In recent years the Clean Trucks Program (CTP) has been enacted at
California’s San Pedro Bay Ports (SPBPs) of Long Beach and Los Angeles
to help address major environmental issues associated with port
operations. “Clean trucks” that utilized public funds to replace older
polluting drayage trucks were required to be fitted with GPS units for
compliance monitoring. Such GPS data collected by the clean drayage
trucks provide a significant opportunity to investigate drayage truck
tour behaviors distinct from general commercial vehicles.
With the background, this dissertation consists of three topics: 1) Tour
Behavior of Clean Drayage Trucks; 2) Tour-Based Entropy Maximization
Model of Drayage Trucks; and 3) Drayage Truck Tour Modeling Using the
Inverse Selective Vehicle Routing Problem (InvSSVRP) in Southern
California. As expected, the first step is to analyze GPS data for
interpreting the drayage trucks’ characteristics. In the second and
third steps, tour-based models are developed using aggregate and
disaggregate level approaches.
An analytical framework is introduce for processing GPS data to both
interpret the trip chaining of the clean drayage trucks, and to prepare
sufficient tour data for clean truck modeling at the SPBPs. After
analyzing data using the toolkit, one of the significant findings from
the clean drayage truck behaviors is that the tours could be classified
under four types, three of which contain repetitive trip patterns in a
tour while the remainder tends to travel in circulative patterns to
avoid visiting the same location multiple times. This provides both the
answer that the current tour-based model cannot address drayage truck
behavior and why tour-based modeling of the drayage trucks is developed
separately.
Two other theoretical advances in the research are the development of
tour-based models using an Entropy Maximization Algorithm and a
Selective Vehicle Routing Problem.
For the aggregate level, the revised tour-based entropy maximization
model upgrades the tour-based entropy maximization model by Wang and
Holguín-Veras (2009) which mostly focuses on other commercial vehicles.
After introducing new constraints regarding sequential visits to nodes,
the clean drayage truck tour behavior can be well addressed.
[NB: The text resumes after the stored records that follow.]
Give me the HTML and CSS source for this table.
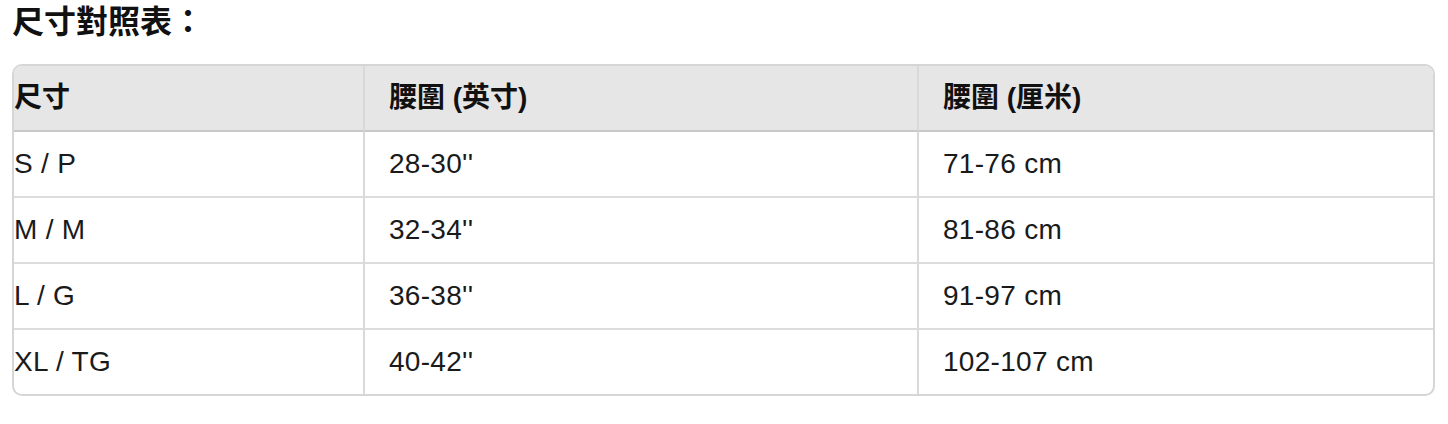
FILE: index.html
```html
<!DOCTYPE html>
<html lang="zh-Hant">
<head>
<meta charset="utf-8">
<title>尺寸對照表</title>
<link rel="stylesheet" href="styles.css">
</head>
<body>
<h3 class="title">尺寸對照表：</h3>
<table class="size-table">
  <colgroup>
    <col class="c1">
    <col class="c2">
    <col class="c3">
  </colgroup>
  <thead>
    <tr>
      <th>尺寸</th>
      <th>腰圍 (英寸)</th>
      <th>腰圍 (厘米)</th>
    </tr>
  </thead>
  <tbody>
    <tr><td>S / P</td><td>28-30''</td><td>71-76 cm</td></tr>
    <tr><td>M / M</td><td>32-34''</td><td>81-86 cm</td></tr>
    <tr><td>L / G</td><td>36-38''</td><td>91-97 cm</td></tr>
    <tr><td>XL / TG</td><td>40-42''</td><td>102-107 cm</td></tr>
  </tbody>
</table>
</body>
</html>
```
FILE: styles.css
```css
html, body {
  margin: 0;
  padding: 0;
  background: #ffffff;
}
body {
  padding: 4px 13px 0 12px;
  font-family: "Liberation Sans", "Noto Sans CJK TC", sans-serif;
  color: #1a1a1a;
}
.title {
  margin: 0 0 24px 0;
  font-size: 32px;
  line-height: 36px;
  font-weight: 700;
  color: #111;
}
.size-table {
  width: 1423px;
  table-layout: fixed;
  border-collapse: separate;
  border-spacing: 0;
  border: 2px solid #d6d6d6;
  border-radius: 10px;
  font-size: 28px;
  letter-spacing: 0.3px;
}
.size-table .c1 { width: 351px; }
.size-table .c2 { width: 554px; }
.size-table th,
.size-table td {
  text-align: left;
  padding: 0 0 0 24px;
  height: 64px;
  line-height: 34px;
  vertical-align: middle;
  border-right: 2px solid #d9d9d9;
  border-bottom: 2px solid #dcdcdc;
}
.size-table th:first-child,
.size-table td:first-child {
  padding-left: 0;
}
.size-table th:last-child,
.size-table td:last-child {
  border-right: none;
}
.size-table th {
  background: #e6e6e6;
  font-weight: 700;
  height: 64px;
  border-bottom-color: #c8c8c8;
  color: #111;
  letter-spacing: 0;
}
.size-table th:first-child { border-top-left-radius: 8px; }
.size-table th:last-child { border-top-right-radius: 8px; }
.size-table tbody tr:last-child td {
  border-bottom: none;
}
```
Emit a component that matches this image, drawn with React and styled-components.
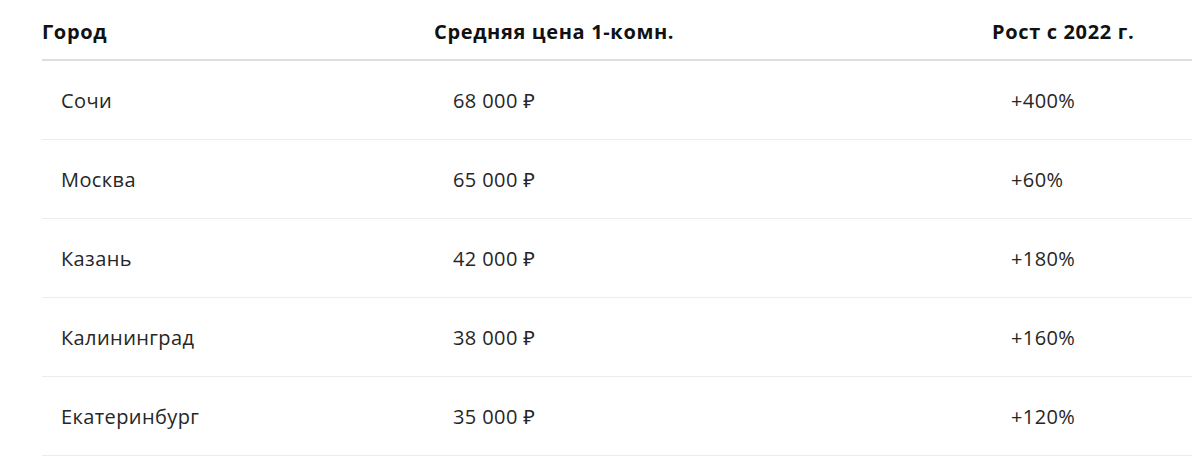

At the disaggregate level, the SSVRP provides a utility-maximizing
decision-making optimization framework under spatial-temporal
constraints to explain observed truck patterns as activity participation
analogous to household activity patterns. This would be impossible
without the capability of the InvSSVRP to calibrate the objective
coefficients and arrival time constraints such that observed patterns
are optimal values. The nodes are sequence-expanded to allowing multiple
visits at each node and divided into two arrival states (from depot or
not from depot) in the SSVRP provide much more realism in capturing the
drayage truck behavior.
To make better use of the two proposed models, the framework of each
tour-based model estimation and forecasting process is illustrated.
Lastly, several future topics of relevance to improving the tour-based
models are discussed.